DATA IN THIS EXERCISE:
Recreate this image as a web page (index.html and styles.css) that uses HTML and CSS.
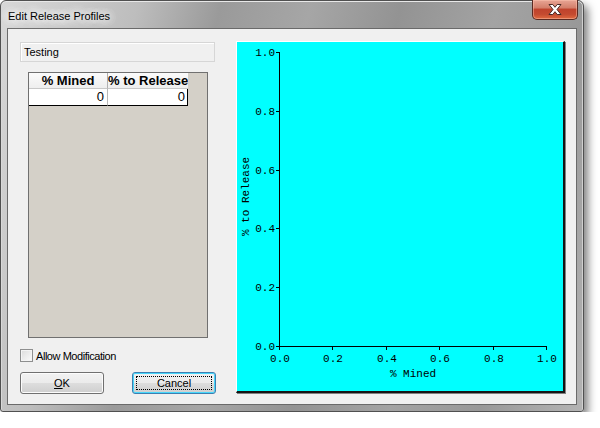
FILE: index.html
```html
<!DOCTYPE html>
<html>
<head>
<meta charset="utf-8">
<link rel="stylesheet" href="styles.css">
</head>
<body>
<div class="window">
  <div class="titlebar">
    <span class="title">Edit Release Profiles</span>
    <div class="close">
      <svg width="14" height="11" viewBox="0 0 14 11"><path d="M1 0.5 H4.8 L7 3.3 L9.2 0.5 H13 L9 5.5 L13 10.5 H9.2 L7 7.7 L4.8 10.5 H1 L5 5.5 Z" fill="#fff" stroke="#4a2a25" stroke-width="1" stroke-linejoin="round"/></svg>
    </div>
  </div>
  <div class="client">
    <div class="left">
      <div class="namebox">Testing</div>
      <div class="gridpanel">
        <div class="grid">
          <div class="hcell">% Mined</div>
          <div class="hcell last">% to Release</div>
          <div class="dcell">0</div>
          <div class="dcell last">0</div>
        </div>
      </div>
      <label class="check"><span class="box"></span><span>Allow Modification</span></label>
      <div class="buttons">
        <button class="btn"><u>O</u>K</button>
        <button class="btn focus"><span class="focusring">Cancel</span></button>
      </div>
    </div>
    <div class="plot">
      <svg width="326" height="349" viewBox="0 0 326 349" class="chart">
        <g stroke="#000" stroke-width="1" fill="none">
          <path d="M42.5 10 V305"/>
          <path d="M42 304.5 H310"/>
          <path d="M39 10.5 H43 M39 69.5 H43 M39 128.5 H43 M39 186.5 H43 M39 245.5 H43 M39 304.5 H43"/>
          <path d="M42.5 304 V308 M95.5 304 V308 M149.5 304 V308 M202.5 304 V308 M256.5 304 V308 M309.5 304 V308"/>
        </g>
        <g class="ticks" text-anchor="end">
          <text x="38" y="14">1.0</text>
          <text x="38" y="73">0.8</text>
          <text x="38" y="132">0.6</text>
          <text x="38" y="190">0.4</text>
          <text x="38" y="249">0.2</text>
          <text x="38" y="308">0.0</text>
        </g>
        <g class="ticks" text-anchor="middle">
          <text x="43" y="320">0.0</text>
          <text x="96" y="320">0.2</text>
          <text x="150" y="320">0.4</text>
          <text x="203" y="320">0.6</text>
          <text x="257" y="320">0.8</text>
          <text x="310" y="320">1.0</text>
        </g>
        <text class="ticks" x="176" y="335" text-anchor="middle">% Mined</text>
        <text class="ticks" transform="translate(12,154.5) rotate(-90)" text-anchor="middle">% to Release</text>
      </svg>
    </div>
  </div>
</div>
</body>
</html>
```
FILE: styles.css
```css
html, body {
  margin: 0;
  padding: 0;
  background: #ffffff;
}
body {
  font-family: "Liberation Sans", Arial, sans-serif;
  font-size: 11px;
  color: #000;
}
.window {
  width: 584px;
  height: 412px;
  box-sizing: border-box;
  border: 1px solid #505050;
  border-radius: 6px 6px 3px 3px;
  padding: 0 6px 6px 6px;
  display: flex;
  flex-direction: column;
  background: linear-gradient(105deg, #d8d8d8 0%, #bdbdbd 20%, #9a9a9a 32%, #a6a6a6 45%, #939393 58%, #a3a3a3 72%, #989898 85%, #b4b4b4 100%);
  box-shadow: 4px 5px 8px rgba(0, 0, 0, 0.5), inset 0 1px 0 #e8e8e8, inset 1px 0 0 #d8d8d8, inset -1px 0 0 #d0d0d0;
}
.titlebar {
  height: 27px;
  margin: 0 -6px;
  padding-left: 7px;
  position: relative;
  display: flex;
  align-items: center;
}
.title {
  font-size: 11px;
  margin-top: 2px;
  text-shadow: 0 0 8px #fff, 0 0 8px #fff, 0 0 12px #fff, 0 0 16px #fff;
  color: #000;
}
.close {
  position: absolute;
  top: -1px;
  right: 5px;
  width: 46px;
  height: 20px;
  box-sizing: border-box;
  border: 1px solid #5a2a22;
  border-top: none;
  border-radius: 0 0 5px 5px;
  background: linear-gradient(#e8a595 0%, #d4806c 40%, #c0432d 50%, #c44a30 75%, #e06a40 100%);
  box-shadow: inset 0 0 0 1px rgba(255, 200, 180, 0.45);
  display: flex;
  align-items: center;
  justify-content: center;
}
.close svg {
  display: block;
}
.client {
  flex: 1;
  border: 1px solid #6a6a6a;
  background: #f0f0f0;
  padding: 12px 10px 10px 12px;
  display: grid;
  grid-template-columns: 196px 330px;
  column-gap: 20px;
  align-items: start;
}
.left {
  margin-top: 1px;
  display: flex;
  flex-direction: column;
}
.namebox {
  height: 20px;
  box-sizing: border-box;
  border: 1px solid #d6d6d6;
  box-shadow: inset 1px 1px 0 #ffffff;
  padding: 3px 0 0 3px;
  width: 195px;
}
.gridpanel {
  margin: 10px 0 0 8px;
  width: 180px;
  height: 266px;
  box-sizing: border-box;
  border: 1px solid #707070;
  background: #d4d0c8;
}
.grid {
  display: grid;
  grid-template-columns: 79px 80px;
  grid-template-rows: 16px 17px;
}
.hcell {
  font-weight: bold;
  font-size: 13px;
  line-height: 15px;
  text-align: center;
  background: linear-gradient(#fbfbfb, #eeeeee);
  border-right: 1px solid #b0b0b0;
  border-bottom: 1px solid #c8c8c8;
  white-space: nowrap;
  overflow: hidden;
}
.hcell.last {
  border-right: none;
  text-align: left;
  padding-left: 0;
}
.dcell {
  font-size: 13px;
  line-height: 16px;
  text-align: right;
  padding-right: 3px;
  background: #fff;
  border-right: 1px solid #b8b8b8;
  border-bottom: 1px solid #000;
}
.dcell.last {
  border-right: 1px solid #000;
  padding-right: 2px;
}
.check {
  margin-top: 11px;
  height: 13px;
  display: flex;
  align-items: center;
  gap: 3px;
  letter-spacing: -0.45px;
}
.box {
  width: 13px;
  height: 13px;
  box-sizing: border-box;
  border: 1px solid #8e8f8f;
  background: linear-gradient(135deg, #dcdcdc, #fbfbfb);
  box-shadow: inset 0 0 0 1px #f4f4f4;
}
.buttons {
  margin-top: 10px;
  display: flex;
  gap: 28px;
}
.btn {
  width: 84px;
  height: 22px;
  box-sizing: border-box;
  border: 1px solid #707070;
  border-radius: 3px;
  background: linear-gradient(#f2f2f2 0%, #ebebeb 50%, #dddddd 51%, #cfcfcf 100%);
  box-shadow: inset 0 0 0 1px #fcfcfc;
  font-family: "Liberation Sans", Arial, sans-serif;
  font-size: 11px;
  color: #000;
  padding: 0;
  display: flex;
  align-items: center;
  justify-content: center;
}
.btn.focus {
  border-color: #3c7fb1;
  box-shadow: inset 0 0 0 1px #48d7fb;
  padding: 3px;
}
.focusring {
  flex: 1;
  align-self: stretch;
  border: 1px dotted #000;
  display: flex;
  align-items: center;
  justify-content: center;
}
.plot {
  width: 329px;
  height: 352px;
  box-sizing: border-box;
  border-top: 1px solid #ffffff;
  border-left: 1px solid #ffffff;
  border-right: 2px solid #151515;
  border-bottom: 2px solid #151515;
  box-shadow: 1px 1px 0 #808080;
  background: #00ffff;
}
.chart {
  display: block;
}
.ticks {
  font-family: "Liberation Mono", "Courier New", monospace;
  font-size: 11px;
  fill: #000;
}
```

* * *

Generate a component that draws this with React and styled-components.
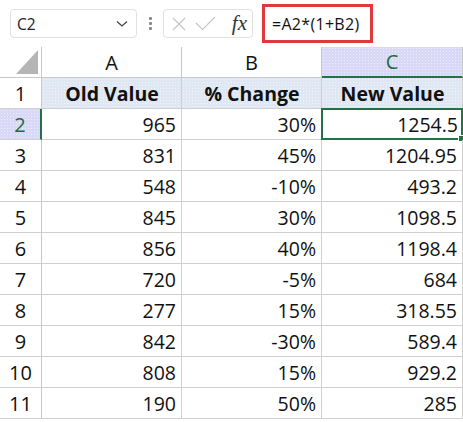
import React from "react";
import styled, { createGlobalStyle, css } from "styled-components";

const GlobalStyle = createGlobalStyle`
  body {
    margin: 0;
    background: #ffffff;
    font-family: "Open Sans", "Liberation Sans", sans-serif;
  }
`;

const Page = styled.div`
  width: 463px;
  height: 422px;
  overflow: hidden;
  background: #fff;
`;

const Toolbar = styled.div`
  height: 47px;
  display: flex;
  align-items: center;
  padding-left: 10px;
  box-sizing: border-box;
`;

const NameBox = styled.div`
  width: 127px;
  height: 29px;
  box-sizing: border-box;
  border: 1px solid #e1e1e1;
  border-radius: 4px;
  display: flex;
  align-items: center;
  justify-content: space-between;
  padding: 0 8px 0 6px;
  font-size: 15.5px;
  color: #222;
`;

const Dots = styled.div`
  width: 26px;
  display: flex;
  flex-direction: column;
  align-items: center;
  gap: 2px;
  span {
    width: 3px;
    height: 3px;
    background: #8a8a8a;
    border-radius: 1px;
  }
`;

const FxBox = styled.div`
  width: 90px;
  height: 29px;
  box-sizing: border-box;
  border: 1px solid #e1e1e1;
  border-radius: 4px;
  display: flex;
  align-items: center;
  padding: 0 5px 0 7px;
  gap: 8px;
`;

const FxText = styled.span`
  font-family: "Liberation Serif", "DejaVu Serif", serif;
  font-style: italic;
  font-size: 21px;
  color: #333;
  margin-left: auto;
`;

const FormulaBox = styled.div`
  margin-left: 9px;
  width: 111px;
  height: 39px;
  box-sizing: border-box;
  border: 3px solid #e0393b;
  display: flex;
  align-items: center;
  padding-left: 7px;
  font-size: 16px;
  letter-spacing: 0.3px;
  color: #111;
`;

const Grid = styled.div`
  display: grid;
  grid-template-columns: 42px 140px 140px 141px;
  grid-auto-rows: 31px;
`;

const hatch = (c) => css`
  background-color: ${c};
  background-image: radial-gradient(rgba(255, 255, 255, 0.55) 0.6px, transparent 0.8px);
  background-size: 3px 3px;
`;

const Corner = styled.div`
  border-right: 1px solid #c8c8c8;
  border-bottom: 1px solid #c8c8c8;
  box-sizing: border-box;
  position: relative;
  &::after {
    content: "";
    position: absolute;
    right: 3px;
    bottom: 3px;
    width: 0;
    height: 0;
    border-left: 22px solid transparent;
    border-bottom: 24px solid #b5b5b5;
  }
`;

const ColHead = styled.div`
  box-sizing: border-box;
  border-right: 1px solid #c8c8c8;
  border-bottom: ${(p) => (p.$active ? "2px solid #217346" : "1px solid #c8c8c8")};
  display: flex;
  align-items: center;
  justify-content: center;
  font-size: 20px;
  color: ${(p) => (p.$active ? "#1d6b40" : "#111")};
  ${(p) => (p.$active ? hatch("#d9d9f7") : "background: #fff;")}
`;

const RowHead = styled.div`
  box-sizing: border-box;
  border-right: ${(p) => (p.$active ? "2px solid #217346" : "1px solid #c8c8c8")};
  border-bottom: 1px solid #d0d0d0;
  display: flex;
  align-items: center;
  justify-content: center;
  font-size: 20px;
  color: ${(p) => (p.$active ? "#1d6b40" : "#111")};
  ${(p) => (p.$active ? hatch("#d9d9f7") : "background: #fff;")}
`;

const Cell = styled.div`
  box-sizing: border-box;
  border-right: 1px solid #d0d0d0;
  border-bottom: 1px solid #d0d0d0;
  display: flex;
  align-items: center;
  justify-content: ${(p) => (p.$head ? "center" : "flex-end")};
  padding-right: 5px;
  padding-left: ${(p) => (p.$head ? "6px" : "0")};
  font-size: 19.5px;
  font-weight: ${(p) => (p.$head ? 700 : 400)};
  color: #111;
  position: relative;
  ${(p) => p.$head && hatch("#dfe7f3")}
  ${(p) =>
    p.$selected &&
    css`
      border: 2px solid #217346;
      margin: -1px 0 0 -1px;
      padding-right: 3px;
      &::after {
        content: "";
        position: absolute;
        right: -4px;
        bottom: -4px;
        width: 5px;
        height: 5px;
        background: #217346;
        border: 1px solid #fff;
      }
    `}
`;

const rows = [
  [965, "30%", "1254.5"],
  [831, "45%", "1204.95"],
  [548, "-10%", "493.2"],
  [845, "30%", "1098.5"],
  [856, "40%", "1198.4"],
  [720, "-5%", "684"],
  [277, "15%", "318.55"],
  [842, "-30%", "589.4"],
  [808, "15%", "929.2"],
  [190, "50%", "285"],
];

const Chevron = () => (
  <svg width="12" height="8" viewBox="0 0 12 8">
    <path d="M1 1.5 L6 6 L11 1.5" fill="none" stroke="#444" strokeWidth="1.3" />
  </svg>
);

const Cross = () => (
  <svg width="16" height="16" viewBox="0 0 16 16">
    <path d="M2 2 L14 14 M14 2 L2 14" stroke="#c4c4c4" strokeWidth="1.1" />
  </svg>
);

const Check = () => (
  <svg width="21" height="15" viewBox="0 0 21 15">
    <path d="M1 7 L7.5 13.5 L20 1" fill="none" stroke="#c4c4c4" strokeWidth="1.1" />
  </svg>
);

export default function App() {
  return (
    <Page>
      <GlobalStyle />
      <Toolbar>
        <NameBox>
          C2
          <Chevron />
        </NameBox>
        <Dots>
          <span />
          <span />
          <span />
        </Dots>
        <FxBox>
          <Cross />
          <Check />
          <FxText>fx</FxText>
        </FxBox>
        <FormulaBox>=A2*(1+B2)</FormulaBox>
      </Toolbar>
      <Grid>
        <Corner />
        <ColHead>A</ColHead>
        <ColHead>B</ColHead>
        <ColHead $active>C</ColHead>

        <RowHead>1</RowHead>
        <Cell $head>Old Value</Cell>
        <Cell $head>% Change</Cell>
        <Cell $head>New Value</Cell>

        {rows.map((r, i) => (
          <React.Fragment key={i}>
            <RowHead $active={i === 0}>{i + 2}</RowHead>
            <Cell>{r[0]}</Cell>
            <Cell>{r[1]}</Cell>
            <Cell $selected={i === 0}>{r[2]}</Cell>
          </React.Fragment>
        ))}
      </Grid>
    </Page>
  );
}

* * *

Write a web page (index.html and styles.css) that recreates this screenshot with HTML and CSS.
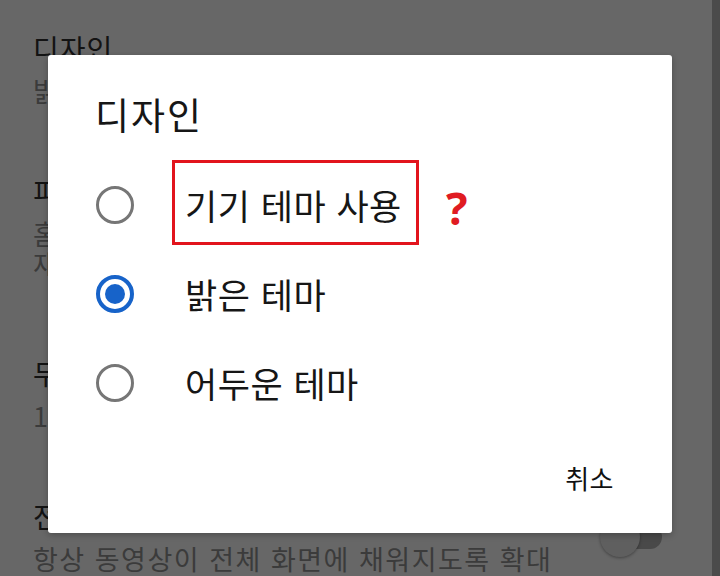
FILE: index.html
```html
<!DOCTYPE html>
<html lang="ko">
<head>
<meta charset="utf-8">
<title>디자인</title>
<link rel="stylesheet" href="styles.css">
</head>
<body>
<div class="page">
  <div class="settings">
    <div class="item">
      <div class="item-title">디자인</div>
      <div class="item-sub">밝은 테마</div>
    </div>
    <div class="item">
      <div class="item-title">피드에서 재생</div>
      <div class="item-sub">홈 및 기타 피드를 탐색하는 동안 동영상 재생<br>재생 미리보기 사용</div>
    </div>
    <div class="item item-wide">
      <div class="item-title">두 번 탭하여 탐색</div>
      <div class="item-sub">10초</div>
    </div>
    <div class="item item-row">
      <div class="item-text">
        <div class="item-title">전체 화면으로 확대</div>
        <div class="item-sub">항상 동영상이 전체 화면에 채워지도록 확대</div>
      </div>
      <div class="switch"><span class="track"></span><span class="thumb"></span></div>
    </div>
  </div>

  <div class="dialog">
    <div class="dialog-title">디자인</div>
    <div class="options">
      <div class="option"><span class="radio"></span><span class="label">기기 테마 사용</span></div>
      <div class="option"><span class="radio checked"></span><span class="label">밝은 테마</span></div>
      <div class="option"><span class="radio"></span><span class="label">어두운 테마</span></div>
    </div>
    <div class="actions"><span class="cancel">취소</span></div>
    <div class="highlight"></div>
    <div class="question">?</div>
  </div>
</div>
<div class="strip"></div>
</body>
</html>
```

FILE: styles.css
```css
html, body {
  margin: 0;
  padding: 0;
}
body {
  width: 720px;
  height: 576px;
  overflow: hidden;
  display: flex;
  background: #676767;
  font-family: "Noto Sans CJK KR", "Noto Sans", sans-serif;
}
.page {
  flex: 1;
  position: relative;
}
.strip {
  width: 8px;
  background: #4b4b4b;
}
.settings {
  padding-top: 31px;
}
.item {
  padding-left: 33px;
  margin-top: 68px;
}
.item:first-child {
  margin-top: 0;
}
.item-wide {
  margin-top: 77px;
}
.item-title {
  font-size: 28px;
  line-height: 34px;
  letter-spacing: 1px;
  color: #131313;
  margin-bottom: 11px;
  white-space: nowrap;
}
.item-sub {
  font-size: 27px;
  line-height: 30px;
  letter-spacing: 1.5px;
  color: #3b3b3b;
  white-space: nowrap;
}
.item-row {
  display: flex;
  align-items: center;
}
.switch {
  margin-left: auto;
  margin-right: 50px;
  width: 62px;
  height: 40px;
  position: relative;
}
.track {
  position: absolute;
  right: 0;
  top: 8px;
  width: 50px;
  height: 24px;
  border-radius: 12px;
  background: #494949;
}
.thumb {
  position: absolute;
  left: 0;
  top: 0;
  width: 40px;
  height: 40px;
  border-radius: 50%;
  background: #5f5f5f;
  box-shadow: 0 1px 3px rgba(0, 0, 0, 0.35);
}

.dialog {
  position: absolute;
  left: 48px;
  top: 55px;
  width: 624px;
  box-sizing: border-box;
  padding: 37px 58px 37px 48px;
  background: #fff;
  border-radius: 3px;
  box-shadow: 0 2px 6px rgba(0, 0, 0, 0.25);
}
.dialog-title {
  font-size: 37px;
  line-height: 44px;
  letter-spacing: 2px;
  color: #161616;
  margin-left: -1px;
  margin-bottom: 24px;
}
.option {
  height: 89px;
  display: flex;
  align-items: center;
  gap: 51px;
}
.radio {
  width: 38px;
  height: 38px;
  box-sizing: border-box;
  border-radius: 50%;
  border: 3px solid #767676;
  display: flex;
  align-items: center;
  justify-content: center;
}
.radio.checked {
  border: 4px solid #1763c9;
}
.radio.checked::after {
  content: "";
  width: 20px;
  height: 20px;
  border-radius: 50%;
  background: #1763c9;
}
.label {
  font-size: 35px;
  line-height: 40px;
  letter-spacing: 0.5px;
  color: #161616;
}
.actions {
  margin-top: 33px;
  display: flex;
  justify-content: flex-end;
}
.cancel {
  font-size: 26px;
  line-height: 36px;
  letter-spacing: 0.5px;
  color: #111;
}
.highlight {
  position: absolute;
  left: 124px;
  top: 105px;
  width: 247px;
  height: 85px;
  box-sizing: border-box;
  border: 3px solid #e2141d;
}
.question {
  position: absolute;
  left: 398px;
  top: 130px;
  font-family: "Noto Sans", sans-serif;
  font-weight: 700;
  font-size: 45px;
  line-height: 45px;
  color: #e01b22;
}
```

REQUIREMENT: Tell how many lines hold the string "with", giving the number and nothing else.

ANSWER: 2